Cientistas de laboratório passam boa parte de seu tempo executando tarefas laboriosas e repetitivas, como pipetar (isto é, processar a transferência de volumes por intermédio de uma pipeta) amostras líquidas ou realizar as mesmas análises inúmeras vezes. Mas e se eles pudessem simplesmente pedir a um robô para realizar os experimentos, analisar os dados e gerar um relatório?
Conheça a Organa, um sistema robótico de bancada desenvolvido por pesquisadores da Universidade de Toronto, capaz de realizar experimentos químicos. Em um artigo publicado no servidor de pré-impressão arXiv, a equipe relatou que o sistema pode automatizar algumas tarefas de laboratório de química usando uma combinação de visão computacional e um modelo de linguagem amplo (LLM, na sigla em inglês) que traduz comandos verbais dos cientistas em uma sequência experimental.
Colaboração entre humanos e robôs
Imagine um robô colaborando com um cientista humano em um experimento químico. Essa é a visão de Alán Aspuru-Guzik, químico, cientista da computação e pesquisador de materiais da Universidade de Toronto, e um dos líderes do projeto. Aspuru-Guzik acredita que a automação de laboratórios pode evoluir para criar um “cientista de IA”, capaz de realizar, solucionar problemas de experimentos e até oferecer feedback sobre os resultados.
Organa foi projetada para ser flexível. Em vez de executar apenas uma tarefa ou parte de um experimento, como os sistemas de automação convencionais, ela pode realizar experimentos com várias etapas, sob comando. Além disso, o modelo conta com ferramentas de visualização que monitoram o progresso e fornecem feedback sobre o andamento dos experimentos.
“Este é um dos primeiros exemplos que mostram como é possível estabelecer uma conversa bidirecional com um assistente de IA em um laboratório robótico de química”, explica Milad Abolhasani, engenheiro químico e de materiais da Universidade Estadual da Carolina do Norte, que não esteve envolvido no projeto.
Interface intuitiva e adaptabilidade
Segundo Florian Shkurti, cientista da computação na Universidade de Toronto e co-líder do projeto, a maioria dos equipamentos automatizados de laboratório não é facilmente personalizável ou reprogramável para atender às necessidades dos químicos. Quando são, os cientistas precisam dominar habilidades de programação. Organa elimina essa barreira ao permitir que os experimentos sejam descritos em linguagem natural.
Organa utiliza um LLM que traduz as instruções verbais dos cientistas em códigos χDL, uma linguagem padrão de descrição química. O algoritmo converte esses códigos em etapas e objetivos detalhados, criando um plano para executar cada tarefa. Caso surjam instruções ambíguas ou resultados inesperados, o sistema alerta o cientista para resolução.

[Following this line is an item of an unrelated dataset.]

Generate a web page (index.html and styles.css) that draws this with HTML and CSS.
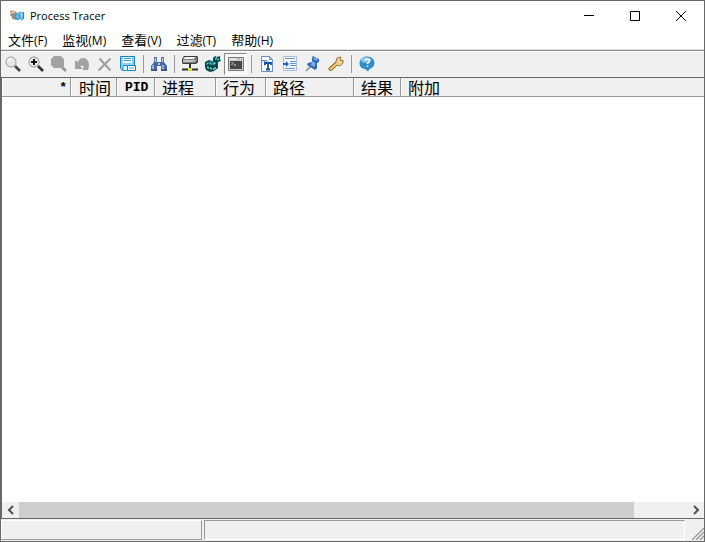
FILE: index.html
```html
<!DOCTYPE html>
<html lang="zh-CN">
<head>
<meta charset="utf-8">
<title>Process Tracer</title>
<link rel="stylesheet" href="styles.css">
</head>
<body>
<div class="window">
  <header class="titlebar">
    <svg class="app-icon" width="16" height="12" viewBox="0 0 16 12"><g fill="none" stroke-width="2"><circle cx="4.500" cy="3.500" r="2.200" stroke="#e39a50" stroke-dasharray="1.600 .5"/><circle cx="6" cy="6" r="2.500" stroke="#b98252"/><circle cx="8.500" cy="6.500" r="2.500" stroke="#2f9edb"/><circle cx="11.500" cy="5.500" r="2.800" stroke="#5fb4e8"/></g><path d="M1 2l2-1M1 5h2M12 10l2-1M14.500 2v7" stroke="#477fae"/></svg>
    <h1 class="title">Process Tracer</h1>
    <div class="caption">
      <button class="cap" aria-label="最小化"><svg width="12" height="12" viewBox="0 0 12 12"><path d="M1 5.500h10"/></svg></button>
      <button class="cap" aria-label="最大化"><svg width="12" height="12" viewBox="0 0 12 12"><path d="M1.500 1.500h9v9h-9z"/></svg></button>
      <button class="cap" aria-label="关闭"><svg width="12" height="12" viewBox="0 0 12 12"><path d="M1 1l10 10M11 1L1 11"/></svg></button>
    </div>
  </header>
  <nav class="menubar">
    <button>文件<span>(F)</span></button>
    <button>监视<span>(M)</span></button>
    <button>查看<span>(V)</span></button>
    <button>过滤<span>(T)</span></button>
    <button>帮助<span>(H)</span></button>
  </nav>
  <div class="toolbar" role="toolbar">
    <button class="tool" aria-label="搜索"><svg viewBox="0 0 16 16"><path d="M10 10l5 5" stroke="#444" stroke-width="2.600"/><circle cx="6" cy="6" r="5" fill="#e6e6e6" stroke="#b4b4b4" stroke-width="1.300"/><path d="M3 6a3.500 3.500 0 0 1 3.500-3" fill="none" stroke="#fff" stroke-width="2"/></svg></button>
    <button class="tool" aria-label="放大"><svg viewBox="0 0 16 16"><path d="M10 10l5 5" stroke="#333" stroke-width="2.600"/><circle cx="6" cy="6" r="5" fill="#eee" stroke="#aaa" stroke-width="1.300"/><path d="M3 6h6M6 3v6" stroke="#111" stroke-width="2"/></svg></button>
    <button class="tool" aria-label="缩小" disabled><svg viewBox="0 0 16 16"><path d="M10 10l5 5" stroke="#999" stroke-width="3"/><path d="M3 0h7l3 3v7l-2 2H3l-3-3V3z" fill="#a2a2a2"/></svg></button>
    <button class="tool" aria-label="撤销" disabled><svg viewBox="0 0 16 16"><path d="M1 4v9h8L6.500 10.500C8 8.500 10.500 9 9 14h5c2-5 1-11-4-12-3-.5-5 1-6 4z" fill="#a2a2a2"/></svg></button>
    <button class="tool" aria-label="删除" disabled><svg viewBox="0 0 16 16"><path d="M2.500 2.500l11 12M13.500 2.500l-12 12" stroke="#a0a0a0" stroke-width="2.200"/></svg></button>
    <button class="tool" aria-label="保存"><svg viewBox="0 0 16 16"><path d="M.5.5h14v14h-12l-2-2z" fill="#8bd3f5" stroke="#1583bd"/><path d="M3 1h9v6H3z" fill="#fff"/><path d="M4 2.500h7M4 4.500h7" stroke="#3598c8"/><path d="M3 9.500h7v5H3z" fill="#d9f2fd" stroke="#2c91c5"/><path d="M7.500 9.500h8v5h-8z" fill="#fff" stroke="#1583bd"/><path d="M9 12h5" stroke="#55a8ce"/></svg></button>
    <span class="sep"></span>
    <button class="tool" aria-label="查找"><svg viewBox="0 0 16 16"><path d="M3 1h3v5h4V1h3v5l3 4v5h-6v-5H6v5H0v-5l3-4z" fill="#4a69a3"/><path d="M4.500 2v4M11.500 2v4M2 9v5M12 9v5" stroke="#b5cdeb" stroke-width="1.400"/><path d="M0 14h6M10 14h6" stroke="#213d70"/><path d="M7 7h2v2H7z" fill="#a9c5e8"/></svg></button>
    <span class="sep"></span>
    <button class="tool" aria-label="网络"><svg viewBox="0 0 16 16"><path d="M2 0h13l1 1v5l-2 2H1L0 7V3z" fill="#3c3c3c"/><path d="M3 1h11l-2 2H1z" fill="#f4f4f4"/><path d="M1 3.500h12v3H1z" fill="#c2c2c2"/><path d="M13 3l2-2v4l-2 2z" fill="#888"/><path d="M8 8v5M0 13.500h16" stroke="#333" stroke-width="2"/><path d="M6 12h4v3H6z" fill="#dce52e"/><path d="M11 5h1v1h-1z" fill="#2c4"/></svg></button>
    <button class="tool" aria-label="注册表"><svg viewBox="0 0 16 16"><path d="M0 6l4-2 4 1V2l2-2 2 1 3-1v3l1 2-3 1v6l-4 3-4 1-4-2-1-3z" fill="#084448"/><path d="M1.500 7l2-1v2l-2 1zm3-1l2 1v2l-2-1zm3 1l3-1v2l-3 1zM2 10l2 1v2l-2-1zm3 1l2 1v2l-2-1zm3 1l3-1v2l-3 1zM4 5l3-1 2 1-2 1zM10 2l2-1v2l-2 1zm3 0l1 1-1 2-1-1z" fill="#58cccc"/></svg></button>
    <button class="tool pressed" aria-label="进程" aria-pressed="true"><svg viewBox="0 0 16 16"><path d="M.5 1.500h15v13H.5z" fill="#c8c8c8" stroke="#777"/><path d="M1 2h14v2H1z" fill="#e4e4e4"/><path d="M9 3h1m1 0h1m1 0h1" stroke="#777"/><path d="M2 5h12v8H2z" fill="#484848"/><path d="M3.500 6l1.500 1.500L3.500 9M6 9h2" stroke="#ddd" fill="none"/></svg></button>
    <span class="sep"></span>
    <button class="tool" aria-label="字体"><svg viewBox="0 0 16 16"><path d="M2.500.5h8l3 3v12h-11z" fill="#fff" stroke="#6b8ebd"/><path d="M10.500.5v3h3z" fill="#c6daf2" stroke="#6b8ebd"/><path d="M3 6V4.500h5V6M5.500 4.500v5" stroke="#5b8bcb" fill="none"/><path d="M6 9V7h6v2M9 7v6.500M7 13.500h4" stroke="#174fa8" stroke-width="1.800" fill="none"/></svg></button>
    <button class="tool" aria-label="缩进"><svg viewBox="0 0 16 16"><path d="M1.500.5h13v14h-13z" fill="#f4f8fd" stroke="#a8bdd7"/><path d="M3 2.500h10M8 5.500h6M8 7.500h6M8 9.500h6M3 12.500h10" stroke="#6795ce"/><path d="M1 7h3V5l3 3-3 3V9H1z" fill="#2463b8"/></svg></button>
    <button class="tool" aria-label="固定"><svg viewBox="0 0 16 16"><path d="M5.500 10.500L1 15" stroke="#888" stroke-width="1.400"/><path d="M8 0l6 3v3l-2 1v5l-2 2-8-5 1-2 4-1V2z" fill="#2f67b4"/><path d="M9 1l4 2-1 2-4-2zM7.500 5l3 2-1 4-4-2z" fill="#79aee8"/></svg></button>
    <button class="tool" aria-label="设置"><svg viewBox="0 0 16 16"><path d="M2.500 13L9 7" stroke="#8b6425" stroke-width="4" stroke-linecap="round"/><path d="M8 6l1-4 4-1-1 3 1 1 2-1v3l-3 3-3-1z" fill="#f1d59a" stroke="#9a763c"/><path d="M2.500 13L10 6.500" stroke="#f5d27d" stroke-width="2" stroke-linecap="round"/></svg></button>
    <span class="sep"></span>
    <button class="tool" aria-label="帮助"><svg viewBox="0 0 16 16"><path d="M7.500.5C12 0 15.500 3 15.500 7c0 3-2 5-5 6L9 15.500 6 13C2 12.500.5 10 .5 7S3 1 7.500.5z" fill="#328bc4"/><ellipse cx="7" cy="4" rx="5.500" ry="2.800" fill="#83c8ea"/><path d="M6 4.500c.5-2 4.500-2 4.500.3C10.500 6.500 8.500 6.300 8.500 8M8.500 9.500V11" fill="none" stroke="#fff" stroke-width="1.600"/></svg></button>
  </div>
  <main class="list">
    <table class="columns">
      <colgroup><col class="c-mark"><col class="c-time"><col class="c-pid"><col class="c-proc"><col class="c-act"><col class="c-path"><col class="c-res"><col></colgroup>
      <thead><tr><th class="mono mark">*</th><th>时间</th><th class="mono">PID</th><th>进程</th><th>行为</th><th>路径</th><th>结果</th><th>附加</th></tr></thead>
    </table>
    <div class="rows"></div>
    <div class="scrollbar">
      <button aria-label="向左滚动"><svg width="8" height="10" viewBox="0 0 8 10"><path d="M6 1L2 5l4 4"/></svg></button>
      <div class="track"><div class="thumb"></div></div>
      <button aria-label="向右滚动"><svg width="8" height="10" viewBox="0 0 8 10"><path d="M2 1l4 4-4 4"/></svg></button>
    </div>
  </main>
  <footer class="statusbar">
    <div class="pane first"></div>
    <div class="pane second"></div>
    <svg class="grip" width="13" height="13" viewBox="0 0 13 13"><path d="M1 13L13 1M5 13l8-8M9 13l4-4" stroke="#999" stroke-width="1.400"/></svg>
  </footer>
</div>
</body>
</html>
```
FILE: styles.css
```css
* { box-sizing: border-box; }
body { margin: 0; font-family: "Open Sans", "Noto Sans CJK SC", sans-serif; color: #000; }
button { font: inherit; color: inherit; background: none; border: 0; padding: 0; margin: 0; }
svg { display: block; }

.window { display: flex; flex-direction: column; height: 100vh; border: 1px solid #686868; background: #fff; }

.titlebar { display: flex; align-items: center; height: 30px; padding-left: 8px; }
.title { flex: 1; margin: 0 0 0 5px; font-size: 11px; font-weight: 400; line-height: 16px; }
.caption { display: flex; }
.cap { display: flex; align-items: center; justify-content: center; width: 46px; height: 28px; }
.cap path { fill: none; stroke: #000; }

.menubar { display: flex; gap: 1px; height: 18px; }
.menubar button { padding: 0 7px; font-family: "Noto Sans CJK SC", sans-serif; font-size: 13px; line-height: 18px; white-space: nowrap; }
.menubar span { font-family: "Open Sans", sans-serif; font-size: 12px; }

.toolbar { display: flex; align-items: center; height: 28px; padding-top: 1px; background: #f0f0f0; border-top: 1px solid #e6e6e6; box-shadow: inset 0 1px #888, inset 0 2px #fff; }
.tool { display: flex; align-items: center; justify-content: center; width: 23px; height: 22px; }
.tool svg { width: 16px; height: 16px; fill: none; }
.pressed { padding-left: 1px; border: 1px solid; border-color: #888 #fff #fff #888; background: #f8f8f8; }
.sep { width: 8px; height: 18px; background: linear-gradient(#999, #999) 4px 0 / 1px 100% no-repeat; }

.list { flex: 1; display: flex; flex-direction: column; min-height: 0; border: solid #686868; border-width: 1px 0 1px 1px; }
.columns { width: 100%; table-layout: fixed; border-collapse: separate; border-spacing: 0; background: #f0f0f0; }
.columns th { height: 19px; padding: 0 0 0 8px; border: 0 solid #999; border-bottom-width: 1px; box-shadow: inset -1px 0 #999, inset 1px 0 #fff; font: 400 16px/18px "Noto Sans CJK SC", sans-serif; text-align: left; white-space: nowrap; }
.columns th:nth-child(n+4) { padding-left: 7px; }
.columns th:last-child { box-shadow: inset 1px 0 #fff; }
.columns .mono { padding-top: 1px; font: 700 13px/17px "Liberation Mono", monospace; }
.columns .mark { padding: 1px 4px 0 0; text-align: right; }
.c-mark { width: 69px; }
.c-time { width: 46px; }
.c-pid { width: 38px; }
.c-proc { width: 61px; }
.c-act { width: 50px; }
.c-path { width: 88px; }
.c-res { width: 47px; }
.rows { flex: 1; }

.scrollbar { display: flex; height: 16px; background: #f0f0f0; }
.scrollbar button { display: flex; align-items: center; justify-content: center; width: 17px; }
.scrollbar path { fill: none; stroke: #505050; stroke-width: 2; }
.track { flex: 1; }
.thumb { width: 92%; height: 100%; background: #cdcdcd; }

.statusbar { display: flex; align-items: flex-end; height: 22px; padding: 1px 0; background: #f0f0f0; }
.pane { height: 20px; border: 1px solid; }
.first { width: 201px; margin-right: 2px; border-color: #fff #999 #999 #fff; }
.second { flex: 1; border-color: #999 #fff #fff #999; }
.grip { margin-left: 6px; }
```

Cerca de dois terços dos componentes de hardware da Organa são peças de mercado, facilitando sua replicação em outros laboratórios. O robô possui um detector de câmera capaz de identificar objetos opacos e transparentes, como frascos químicos.
Primeiras aplicações e resultados promissores
O primeiro experimento da Organa foi caracterizar as propriedades eletroquímicas das quinonas, moléculas eletroativas usadas em baterias recarregáveis. A tarefa envolveu 19 etapas paralelas, como testes de pH, solubilidade, recristalização e medições eletroquímicas, além de uma tediosa etapa de pré-limpeza de eletrodos, que pode levar até seis horas. “Os químicos realmente detestam essa parte”, comenta Shkurti.
A Organa completou o experimento no mesmo tempo que um humano, com resultados comparáveis. Embora a eficiência não tenha superado os métodos manuais, o robô pode trabalhar ininterruptamente, inclusive durante a noite. “Podemos aproveitar a capacidade de funcionamento 24 horas”, diz Shkurti. Abolhasani acrescenta: “Isso economizará muito tempo dos nossos cientistas altamente capacitados, permitindo que eles se concentrem nos problemas científicos em vez de nas tarefas rotineiras do laboratório.”
O recurso mais sofisticado da Organa é sua habilidade de fornecer feedback sobre os dados gerados. “Ficamos surpresos ao descobrir que este modelo de linguagem visual consegue identificar anomalias em gráficos químicos”, explica Shkurti. O sistema também sinaliza ambiguidades e sugere métodos de solução de problemas.
Próximos passos para um laboratório mais inteligente
A equipe agora trabalha em aprimorar a capacidade do LLM de planejar e revisar tarefas, tornando o sistema mais adaptável a incertezas experimentais. “Há muito que os roboticistas podem oferecer aos cientistas para amplificar suas capacidades e melhorar a qualidade dos dados obtidos”, conclui Shkurti.
Kristel Tjandra é escritora freelancer de ciências baseada em Oahu.